* BEGIN SOURCE RECORDS *
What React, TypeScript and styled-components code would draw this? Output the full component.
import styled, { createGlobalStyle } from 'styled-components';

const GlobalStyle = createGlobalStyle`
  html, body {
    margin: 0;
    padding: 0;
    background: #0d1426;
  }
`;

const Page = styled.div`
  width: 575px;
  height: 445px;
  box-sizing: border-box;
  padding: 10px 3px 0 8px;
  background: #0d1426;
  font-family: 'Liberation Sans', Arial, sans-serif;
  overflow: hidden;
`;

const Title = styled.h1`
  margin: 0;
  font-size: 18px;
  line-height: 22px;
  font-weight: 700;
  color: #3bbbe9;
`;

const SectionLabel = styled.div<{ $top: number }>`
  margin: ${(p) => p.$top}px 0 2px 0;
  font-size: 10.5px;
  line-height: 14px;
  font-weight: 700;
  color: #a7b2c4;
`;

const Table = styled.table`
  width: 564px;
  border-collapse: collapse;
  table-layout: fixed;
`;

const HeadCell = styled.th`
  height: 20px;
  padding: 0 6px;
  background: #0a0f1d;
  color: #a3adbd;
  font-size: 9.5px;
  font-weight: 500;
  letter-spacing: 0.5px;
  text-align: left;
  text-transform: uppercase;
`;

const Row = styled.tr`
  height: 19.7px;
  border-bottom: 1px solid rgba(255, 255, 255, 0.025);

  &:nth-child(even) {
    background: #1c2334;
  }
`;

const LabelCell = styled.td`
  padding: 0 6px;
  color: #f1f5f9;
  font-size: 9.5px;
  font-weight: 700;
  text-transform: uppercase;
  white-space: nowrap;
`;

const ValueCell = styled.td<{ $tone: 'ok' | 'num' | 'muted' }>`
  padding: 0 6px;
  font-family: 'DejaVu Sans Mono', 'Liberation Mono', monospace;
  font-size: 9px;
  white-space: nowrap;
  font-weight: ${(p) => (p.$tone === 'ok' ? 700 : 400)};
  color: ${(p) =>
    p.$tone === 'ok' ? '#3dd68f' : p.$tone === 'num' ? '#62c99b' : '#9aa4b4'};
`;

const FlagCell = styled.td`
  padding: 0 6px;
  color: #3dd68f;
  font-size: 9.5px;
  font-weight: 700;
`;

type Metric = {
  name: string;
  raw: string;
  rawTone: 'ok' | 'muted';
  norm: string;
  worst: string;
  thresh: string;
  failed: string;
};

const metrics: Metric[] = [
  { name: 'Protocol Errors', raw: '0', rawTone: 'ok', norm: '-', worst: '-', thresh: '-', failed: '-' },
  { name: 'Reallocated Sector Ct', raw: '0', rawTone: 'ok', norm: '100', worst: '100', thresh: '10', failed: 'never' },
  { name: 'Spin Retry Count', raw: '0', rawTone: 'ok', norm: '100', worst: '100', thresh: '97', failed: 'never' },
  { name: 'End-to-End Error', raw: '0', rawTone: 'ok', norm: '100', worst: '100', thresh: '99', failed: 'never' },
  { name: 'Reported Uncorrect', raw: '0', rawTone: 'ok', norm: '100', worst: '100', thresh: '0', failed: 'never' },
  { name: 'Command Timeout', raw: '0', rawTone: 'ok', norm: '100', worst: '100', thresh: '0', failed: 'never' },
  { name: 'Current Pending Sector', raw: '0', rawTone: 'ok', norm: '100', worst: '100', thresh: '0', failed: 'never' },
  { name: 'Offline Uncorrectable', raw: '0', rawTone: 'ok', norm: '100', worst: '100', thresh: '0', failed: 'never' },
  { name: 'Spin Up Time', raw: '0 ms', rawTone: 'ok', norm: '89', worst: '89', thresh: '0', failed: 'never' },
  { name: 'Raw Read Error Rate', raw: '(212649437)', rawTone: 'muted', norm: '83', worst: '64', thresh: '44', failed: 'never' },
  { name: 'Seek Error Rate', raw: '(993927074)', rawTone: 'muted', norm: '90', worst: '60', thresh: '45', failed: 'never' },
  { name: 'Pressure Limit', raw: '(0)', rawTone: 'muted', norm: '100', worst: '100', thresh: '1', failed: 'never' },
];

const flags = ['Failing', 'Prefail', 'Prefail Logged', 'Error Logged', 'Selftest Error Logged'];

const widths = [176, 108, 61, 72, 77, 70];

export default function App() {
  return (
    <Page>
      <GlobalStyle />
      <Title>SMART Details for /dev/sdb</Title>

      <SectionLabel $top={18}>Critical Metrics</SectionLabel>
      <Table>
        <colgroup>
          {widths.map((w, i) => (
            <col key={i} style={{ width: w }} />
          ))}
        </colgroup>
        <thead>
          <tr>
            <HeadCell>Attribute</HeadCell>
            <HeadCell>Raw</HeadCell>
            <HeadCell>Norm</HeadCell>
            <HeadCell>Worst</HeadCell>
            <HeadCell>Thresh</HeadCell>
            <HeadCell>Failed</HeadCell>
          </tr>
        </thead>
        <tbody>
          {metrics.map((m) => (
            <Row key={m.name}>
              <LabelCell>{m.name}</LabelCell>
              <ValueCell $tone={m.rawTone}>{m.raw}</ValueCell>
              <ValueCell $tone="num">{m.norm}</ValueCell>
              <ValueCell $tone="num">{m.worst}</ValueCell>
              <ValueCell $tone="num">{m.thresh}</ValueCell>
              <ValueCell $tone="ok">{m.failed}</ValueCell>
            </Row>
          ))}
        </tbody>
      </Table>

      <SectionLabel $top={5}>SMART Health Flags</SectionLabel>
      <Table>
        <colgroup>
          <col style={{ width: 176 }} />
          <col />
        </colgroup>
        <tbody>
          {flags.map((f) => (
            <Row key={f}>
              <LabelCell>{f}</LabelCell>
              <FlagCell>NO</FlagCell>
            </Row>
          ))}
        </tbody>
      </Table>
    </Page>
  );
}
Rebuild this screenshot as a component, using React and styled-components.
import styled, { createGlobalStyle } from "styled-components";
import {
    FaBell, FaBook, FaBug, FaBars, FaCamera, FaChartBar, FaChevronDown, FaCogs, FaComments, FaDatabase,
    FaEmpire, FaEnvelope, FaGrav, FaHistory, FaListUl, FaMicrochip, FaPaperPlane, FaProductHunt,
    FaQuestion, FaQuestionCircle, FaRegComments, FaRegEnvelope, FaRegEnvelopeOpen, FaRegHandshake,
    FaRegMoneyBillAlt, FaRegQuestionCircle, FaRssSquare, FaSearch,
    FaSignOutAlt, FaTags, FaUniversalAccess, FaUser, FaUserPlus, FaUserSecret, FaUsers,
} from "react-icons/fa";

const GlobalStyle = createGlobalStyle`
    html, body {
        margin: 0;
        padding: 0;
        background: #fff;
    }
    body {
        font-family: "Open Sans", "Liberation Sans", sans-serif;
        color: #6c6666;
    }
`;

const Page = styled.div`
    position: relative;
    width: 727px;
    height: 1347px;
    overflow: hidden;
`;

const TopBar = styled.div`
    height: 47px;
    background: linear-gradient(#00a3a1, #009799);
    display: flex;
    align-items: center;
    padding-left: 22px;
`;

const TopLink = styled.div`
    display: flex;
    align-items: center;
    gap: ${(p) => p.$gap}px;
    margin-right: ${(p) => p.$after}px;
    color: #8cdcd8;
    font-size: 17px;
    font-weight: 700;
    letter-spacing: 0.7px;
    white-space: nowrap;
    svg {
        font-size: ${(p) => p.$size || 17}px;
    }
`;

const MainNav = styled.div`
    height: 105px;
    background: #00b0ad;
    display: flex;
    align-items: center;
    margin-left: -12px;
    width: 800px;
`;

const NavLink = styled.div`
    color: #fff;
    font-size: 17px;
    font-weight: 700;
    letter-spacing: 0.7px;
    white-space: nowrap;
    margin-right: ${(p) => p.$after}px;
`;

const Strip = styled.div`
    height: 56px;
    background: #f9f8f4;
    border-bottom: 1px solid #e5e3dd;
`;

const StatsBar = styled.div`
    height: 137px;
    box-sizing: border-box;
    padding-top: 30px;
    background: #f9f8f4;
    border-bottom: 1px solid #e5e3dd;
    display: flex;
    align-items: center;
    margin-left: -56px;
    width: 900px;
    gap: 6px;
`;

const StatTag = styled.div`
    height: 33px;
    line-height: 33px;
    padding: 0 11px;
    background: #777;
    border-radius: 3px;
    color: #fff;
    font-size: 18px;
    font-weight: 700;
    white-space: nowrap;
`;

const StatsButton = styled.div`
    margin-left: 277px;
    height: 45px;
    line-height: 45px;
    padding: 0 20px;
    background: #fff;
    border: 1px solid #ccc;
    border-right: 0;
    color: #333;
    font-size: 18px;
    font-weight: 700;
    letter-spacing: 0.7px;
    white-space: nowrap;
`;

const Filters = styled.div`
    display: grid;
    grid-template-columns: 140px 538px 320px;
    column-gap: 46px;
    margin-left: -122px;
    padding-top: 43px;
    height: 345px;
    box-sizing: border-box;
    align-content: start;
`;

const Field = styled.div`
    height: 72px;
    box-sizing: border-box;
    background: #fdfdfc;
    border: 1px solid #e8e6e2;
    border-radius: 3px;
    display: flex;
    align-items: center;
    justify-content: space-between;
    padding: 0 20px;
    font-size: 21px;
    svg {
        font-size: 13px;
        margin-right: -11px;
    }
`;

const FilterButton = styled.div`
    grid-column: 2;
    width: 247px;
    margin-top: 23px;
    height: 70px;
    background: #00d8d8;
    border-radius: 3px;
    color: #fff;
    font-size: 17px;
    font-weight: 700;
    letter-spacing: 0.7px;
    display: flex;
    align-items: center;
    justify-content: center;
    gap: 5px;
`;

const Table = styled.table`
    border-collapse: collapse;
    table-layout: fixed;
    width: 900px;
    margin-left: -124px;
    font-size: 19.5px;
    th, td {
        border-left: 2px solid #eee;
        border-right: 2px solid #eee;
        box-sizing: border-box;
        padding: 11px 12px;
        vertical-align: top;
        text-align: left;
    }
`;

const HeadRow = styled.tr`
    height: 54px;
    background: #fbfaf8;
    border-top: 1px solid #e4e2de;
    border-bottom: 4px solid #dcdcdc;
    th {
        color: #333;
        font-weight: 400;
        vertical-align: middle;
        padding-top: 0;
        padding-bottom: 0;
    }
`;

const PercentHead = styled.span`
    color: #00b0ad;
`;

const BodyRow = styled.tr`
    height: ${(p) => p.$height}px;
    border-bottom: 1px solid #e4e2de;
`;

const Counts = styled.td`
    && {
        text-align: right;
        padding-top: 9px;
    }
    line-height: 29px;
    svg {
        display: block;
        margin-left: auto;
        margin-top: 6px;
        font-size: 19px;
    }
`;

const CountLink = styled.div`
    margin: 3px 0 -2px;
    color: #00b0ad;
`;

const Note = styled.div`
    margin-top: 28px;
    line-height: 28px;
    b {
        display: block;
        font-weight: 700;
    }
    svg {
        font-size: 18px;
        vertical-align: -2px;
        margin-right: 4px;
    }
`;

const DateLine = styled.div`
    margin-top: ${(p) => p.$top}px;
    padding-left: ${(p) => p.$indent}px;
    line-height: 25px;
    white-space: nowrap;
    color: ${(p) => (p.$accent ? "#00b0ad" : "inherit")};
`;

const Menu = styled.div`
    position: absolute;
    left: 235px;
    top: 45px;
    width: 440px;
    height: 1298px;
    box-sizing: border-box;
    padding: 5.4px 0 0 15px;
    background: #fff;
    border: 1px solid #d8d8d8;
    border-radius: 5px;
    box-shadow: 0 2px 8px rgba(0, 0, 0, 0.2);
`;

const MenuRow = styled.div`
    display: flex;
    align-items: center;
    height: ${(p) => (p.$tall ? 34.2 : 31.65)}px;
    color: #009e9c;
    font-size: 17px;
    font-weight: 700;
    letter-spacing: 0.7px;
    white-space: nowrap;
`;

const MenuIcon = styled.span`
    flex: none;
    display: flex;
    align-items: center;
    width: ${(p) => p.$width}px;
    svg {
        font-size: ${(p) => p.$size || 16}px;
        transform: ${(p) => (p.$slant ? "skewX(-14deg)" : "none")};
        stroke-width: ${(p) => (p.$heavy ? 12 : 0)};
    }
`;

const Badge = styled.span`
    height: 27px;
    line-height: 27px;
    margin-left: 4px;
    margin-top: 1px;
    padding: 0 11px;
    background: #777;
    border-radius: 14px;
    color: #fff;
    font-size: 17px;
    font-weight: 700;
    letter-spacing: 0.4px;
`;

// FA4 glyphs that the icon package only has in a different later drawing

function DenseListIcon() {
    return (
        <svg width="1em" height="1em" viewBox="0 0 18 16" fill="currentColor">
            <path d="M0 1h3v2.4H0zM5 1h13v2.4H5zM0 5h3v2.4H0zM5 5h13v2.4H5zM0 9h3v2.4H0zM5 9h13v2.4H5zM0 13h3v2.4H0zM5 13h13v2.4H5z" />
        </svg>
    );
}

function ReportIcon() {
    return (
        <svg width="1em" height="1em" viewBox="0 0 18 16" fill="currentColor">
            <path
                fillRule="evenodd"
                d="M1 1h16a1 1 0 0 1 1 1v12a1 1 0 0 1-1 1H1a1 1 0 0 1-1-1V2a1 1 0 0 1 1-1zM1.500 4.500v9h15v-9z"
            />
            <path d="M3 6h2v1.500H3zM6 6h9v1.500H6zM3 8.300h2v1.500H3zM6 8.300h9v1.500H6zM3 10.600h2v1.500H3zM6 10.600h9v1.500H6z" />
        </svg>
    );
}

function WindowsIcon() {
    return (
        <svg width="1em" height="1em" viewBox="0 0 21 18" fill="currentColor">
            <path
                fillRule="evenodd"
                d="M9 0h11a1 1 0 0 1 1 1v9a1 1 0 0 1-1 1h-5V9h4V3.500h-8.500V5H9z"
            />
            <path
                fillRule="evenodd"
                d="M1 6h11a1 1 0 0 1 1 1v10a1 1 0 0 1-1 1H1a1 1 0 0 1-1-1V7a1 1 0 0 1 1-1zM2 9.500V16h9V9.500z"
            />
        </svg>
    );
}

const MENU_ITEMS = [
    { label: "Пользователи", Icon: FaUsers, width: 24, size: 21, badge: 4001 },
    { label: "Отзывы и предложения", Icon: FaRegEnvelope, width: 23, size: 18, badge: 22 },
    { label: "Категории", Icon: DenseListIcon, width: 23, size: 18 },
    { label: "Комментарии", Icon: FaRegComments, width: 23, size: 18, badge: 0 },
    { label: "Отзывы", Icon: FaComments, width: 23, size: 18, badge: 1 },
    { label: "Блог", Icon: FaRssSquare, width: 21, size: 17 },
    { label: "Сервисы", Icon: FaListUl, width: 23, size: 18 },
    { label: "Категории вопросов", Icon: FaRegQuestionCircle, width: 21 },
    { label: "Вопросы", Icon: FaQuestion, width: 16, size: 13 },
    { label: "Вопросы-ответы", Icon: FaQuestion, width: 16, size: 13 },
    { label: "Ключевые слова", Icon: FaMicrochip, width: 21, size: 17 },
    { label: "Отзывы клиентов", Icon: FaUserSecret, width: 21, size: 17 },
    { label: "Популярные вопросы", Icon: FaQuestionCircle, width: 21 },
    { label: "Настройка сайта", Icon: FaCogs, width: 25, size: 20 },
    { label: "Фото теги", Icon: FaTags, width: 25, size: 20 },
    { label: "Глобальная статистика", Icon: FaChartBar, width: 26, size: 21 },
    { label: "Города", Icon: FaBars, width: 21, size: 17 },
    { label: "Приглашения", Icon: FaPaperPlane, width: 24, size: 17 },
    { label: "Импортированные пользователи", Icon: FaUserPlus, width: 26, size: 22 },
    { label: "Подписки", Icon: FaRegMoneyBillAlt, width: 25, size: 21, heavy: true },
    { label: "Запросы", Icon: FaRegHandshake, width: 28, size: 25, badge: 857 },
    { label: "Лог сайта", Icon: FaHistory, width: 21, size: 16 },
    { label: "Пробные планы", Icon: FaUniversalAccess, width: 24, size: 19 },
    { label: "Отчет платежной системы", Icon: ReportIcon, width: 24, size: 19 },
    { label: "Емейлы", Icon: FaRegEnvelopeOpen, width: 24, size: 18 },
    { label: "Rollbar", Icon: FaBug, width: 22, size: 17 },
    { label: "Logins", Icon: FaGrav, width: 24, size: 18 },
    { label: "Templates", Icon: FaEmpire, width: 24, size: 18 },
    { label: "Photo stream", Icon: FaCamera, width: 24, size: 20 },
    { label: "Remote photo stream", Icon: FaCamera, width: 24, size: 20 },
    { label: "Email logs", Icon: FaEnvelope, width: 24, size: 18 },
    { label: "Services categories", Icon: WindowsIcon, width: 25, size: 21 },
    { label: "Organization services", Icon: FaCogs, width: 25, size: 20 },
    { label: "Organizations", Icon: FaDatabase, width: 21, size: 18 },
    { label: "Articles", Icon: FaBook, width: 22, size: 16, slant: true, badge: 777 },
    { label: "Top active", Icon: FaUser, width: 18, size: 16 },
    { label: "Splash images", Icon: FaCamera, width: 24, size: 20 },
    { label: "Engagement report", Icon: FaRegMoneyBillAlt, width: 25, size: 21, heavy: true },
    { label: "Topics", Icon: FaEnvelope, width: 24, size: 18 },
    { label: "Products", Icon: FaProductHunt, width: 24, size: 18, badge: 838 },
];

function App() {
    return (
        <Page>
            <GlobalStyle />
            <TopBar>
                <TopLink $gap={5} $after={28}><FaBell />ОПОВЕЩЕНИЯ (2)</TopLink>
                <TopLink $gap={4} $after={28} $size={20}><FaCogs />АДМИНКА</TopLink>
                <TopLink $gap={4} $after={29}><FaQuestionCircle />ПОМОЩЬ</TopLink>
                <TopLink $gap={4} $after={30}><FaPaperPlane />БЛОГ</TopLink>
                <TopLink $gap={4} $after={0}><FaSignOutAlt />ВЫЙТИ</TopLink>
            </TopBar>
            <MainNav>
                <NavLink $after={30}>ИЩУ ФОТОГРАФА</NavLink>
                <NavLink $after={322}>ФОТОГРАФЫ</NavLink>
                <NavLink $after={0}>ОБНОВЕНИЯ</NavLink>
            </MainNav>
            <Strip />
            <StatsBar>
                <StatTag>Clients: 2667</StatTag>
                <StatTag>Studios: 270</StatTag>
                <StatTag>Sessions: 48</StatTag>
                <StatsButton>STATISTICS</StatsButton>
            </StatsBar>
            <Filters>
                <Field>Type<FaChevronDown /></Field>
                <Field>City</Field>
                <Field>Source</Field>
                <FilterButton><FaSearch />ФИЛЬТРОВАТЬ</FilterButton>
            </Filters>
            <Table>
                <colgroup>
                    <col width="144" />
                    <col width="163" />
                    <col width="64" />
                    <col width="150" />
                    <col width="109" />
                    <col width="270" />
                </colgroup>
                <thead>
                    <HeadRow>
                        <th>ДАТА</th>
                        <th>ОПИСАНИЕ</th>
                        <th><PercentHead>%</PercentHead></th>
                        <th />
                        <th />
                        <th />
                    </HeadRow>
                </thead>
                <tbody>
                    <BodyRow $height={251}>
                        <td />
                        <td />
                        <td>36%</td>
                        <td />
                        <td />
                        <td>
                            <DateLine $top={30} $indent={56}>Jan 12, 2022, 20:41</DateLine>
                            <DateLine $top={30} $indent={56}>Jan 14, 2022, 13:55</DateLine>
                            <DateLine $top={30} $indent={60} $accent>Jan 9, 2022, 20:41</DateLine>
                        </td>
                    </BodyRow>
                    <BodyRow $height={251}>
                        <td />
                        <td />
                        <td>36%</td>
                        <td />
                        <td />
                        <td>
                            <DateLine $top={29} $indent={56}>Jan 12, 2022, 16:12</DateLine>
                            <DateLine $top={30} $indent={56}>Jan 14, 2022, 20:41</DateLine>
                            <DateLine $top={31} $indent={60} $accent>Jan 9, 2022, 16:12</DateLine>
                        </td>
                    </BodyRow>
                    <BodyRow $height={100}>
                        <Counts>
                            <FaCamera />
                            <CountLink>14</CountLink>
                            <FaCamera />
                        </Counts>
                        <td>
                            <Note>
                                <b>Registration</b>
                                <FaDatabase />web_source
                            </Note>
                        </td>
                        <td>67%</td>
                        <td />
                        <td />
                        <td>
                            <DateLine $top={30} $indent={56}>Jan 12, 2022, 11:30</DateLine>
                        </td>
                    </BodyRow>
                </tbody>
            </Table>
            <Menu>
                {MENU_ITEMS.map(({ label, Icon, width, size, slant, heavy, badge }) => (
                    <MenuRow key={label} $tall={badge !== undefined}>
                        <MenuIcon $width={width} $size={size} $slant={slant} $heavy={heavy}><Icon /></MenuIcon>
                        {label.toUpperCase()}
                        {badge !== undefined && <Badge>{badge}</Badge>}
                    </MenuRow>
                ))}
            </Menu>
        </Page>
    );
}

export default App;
* END SOURCE RECORDS *
=== YOUR GOAL ===
Looking at the entries above, state how many lines contain "components"; give the number alone.

=== TASK RESULT ===
4